**Task input**
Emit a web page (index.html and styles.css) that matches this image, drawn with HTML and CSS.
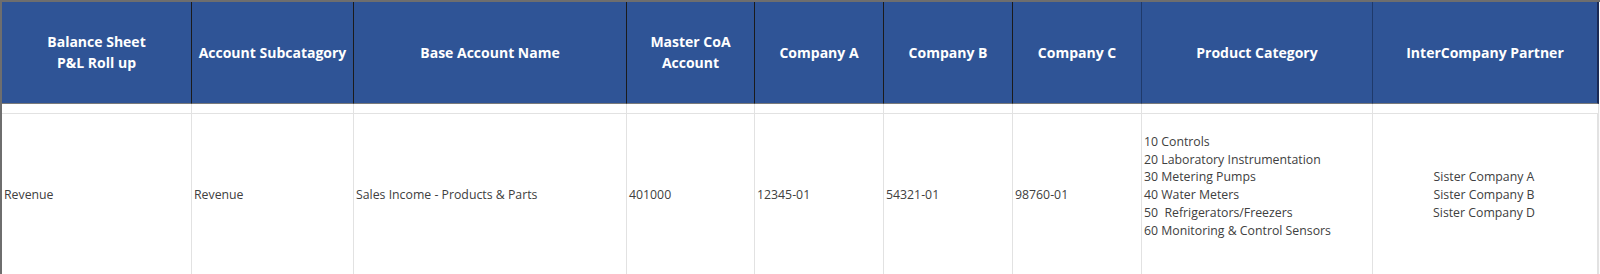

...

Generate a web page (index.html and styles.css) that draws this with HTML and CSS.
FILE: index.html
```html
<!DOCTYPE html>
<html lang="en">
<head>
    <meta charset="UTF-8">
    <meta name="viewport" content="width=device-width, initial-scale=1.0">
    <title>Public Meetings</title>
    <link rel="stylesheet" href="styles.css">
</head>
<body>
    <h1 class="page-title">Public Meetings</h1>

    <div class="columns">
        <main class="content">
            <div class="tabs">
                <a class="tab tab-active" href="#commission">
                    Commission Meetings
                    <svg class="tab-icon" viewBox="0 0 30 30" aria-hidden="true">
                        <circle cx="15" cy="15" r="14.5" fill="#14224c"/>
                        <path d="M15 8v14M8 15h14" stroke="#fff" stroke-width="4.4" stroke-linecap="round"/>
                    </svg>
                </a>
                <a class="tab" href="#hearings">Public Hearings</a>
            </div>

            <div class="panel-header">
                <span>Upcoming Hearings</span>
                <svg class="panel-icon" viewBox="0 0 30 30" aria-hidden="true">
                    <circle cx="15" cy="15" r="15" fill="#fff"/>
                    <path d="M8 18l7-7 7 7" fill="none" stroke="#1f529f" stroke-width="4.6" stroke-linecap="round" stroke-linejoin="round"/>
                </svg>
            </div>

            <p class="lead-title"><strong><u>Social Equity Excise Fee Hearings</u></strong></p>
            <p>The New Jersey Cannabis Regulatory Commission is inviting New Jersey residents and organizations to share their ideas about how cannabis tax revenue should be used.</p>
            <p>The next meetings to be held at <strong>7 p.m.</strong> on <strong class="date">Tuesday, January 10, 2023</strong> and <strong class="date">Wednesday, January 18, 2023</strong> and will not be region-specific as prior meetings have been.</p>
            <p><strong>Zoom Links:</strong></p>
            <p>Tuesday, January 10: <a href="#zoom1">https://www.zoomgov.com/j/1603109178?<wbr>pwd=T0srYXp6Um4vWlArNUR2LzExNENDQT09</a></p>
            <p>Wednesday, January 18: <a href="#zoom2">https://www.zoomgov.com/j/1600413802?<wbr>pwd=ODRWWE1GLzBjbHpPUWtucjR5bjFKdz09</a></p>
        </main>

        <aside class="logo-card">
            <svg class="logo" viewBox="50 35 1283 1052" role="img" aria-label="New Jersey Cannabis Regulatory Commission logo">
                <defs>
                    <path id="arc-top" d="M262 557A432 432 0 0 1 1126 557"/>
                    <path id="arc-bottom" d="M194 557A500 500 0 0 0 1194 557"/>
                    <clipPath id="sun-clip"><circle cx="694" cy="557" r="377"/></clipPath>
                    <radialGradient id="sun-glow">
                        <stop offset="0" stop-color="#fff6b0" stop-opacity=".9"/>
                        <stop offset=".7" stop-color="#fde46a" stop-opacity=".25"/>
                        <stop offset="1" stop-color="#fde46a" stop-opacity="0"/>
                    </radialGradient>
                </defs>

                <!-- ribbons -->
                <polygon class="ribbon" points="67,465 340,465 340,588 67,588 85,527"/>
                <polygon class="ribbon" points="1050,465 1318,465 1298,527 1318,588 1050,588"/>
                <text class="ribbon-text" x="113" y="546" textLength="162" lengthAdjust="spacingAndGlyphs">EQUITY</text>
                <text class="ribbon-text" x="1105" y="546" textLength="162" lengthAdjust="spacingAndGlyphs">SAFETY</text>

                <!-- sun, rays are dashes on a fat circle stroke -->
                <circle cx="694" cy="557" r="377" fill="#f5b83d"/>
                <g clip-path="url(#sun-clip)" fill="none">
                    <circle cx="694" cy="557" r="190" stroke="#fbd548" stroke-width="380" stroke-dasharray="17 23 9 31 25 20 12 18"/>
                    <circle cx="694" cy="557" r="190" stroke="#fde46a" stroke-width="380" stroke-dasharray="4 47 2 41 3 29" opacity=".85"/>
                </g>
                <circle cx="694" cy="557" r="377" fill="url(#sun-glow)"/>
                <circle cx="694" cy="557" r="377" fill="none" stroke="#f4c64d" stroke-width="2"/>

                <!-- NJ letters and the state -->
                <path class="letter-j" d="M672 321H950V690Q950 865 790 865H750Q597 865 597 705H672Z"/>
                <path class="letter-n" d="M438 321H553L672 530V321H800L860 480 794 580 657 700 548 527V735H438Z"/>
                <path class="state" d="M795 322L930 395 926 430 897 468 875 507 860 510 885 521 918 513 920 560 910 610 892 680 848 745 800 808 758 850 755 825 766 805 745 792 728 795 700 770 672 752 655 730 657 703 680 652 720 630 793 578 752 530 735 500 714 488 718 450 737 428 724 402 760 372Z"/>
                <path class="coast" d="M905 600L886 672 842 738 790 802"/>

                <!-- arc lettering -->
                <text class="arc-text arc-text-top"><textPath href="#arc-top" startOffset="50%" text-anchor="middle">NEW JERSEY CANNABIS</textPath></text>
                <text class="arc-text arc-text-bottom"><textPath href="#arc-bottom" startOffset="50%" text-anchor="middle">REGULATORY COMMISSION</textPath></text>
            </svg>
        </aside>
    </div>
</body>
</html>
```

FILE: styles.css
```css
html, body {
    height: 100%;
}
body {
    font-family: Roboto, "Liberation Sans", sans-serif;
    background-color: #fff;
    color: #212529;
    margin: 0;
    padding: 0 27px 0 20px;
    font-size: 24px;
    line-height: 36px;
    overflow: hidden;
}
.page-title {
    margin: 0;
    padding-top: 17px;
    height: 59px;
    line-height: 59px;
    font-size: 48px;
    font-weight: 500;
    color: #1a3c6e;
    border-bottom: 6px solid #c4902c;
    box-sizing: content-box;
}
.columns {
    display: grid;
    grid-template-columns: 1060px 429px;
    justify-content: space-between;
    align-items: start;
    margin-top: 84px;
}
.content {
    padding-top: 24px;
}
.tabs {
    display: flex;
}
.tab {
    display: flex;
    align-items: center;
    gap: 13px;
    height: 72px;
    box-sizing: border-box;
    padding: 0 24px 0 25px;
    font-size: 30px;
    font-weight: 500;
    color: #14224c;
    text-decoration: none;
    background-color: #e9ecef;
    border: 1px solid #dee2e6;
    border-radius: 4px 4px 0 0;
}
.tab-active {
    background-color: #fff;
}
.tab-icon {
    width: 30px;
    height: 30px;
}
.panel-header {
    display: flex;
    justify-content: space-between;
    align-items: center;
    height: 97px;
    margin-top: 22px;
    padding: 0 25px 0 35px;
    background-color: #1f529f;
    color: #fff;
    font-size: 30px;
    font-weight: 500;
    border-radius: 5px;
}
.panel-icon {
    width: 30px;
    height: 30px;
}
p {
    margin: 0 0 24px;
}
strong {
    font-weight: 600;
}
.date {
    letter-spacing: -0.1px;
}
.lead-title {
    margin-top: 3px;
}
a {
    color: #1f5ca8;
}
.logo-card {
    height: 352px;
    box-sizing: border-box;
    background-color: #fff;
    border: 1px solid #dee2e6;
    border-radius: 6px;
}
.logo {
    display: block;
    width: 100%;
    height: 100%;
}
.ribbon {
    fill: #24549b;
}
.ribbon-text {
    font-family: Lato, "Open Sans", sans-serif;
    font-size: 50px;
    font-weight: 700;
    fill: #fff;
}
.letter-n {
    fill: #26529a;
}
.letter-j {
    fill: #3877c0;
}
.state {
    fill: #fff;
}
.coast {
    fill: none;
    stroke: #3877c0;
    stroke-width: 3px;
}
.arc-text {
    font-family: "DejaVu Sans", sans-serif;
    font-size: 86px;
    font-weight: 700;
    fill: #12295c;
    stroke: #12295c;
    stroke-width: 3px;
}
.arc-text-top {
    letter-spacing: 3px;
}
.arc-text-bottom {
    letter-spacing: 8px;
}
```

...

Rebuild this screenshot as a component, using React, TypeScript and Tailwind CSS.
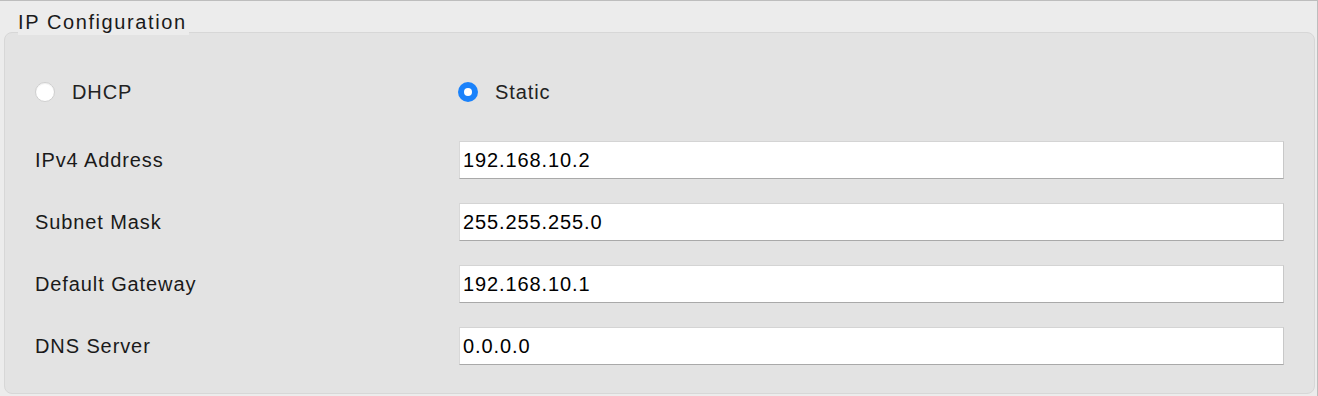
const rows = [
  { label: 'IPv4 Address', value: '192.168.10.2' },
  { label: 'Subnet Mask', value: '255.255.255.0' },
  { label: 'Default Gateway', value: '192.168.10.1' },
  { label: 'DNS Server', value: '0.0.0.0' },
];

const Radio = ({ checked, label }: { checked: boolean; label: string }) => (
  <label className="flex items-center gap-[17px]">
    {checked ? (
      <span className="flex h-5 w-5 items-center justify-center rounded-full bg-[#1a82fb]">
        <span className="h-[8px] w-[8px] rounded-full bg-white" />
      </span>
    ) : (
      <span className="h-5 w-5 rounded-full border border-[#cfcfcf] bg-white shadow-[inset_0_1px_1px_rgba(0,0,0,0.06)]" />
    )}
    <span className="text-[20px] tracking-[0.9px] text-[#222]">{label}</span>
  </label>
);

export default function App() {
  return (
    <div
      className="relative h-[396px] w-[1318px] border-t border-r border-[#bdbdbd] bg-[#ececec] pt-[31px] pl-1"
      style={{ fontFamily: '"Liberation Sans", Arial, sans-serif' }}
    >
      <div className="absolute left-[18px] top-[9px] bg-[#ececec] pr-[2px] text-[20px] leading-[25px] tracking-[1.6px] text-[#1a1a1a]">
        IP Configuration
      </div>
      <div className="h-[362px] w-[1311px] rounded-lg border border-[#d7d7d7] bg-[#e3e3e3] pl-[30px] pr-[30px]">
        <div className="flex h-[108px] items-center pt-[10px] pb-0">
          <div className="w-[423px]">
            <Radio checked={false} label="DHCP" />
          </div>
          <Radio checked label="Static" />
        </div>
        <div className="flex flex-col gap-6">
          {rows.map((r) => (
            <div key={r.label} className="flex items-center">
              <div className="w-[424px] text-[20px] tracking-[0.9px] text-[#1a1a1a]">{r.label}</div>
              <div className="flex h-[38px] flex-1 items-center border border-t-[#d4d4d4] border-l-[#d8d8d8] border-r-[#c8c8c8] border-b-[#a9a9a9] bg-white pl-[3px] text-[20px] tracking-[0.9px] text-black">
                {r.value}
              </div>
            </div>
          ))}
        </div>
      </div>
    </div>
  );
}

**Work to be completed**
From the entries above, extract each line containing "page".

**Completed task**
Emit a web page (index.html and styles.css) that matches this image, drawn with HTML and CSS.
Generate a web page (index.html and styles.css) that draws this with HTML and CSS.
    <h1 class="page-title">Public Meetings</h1>
.page-title {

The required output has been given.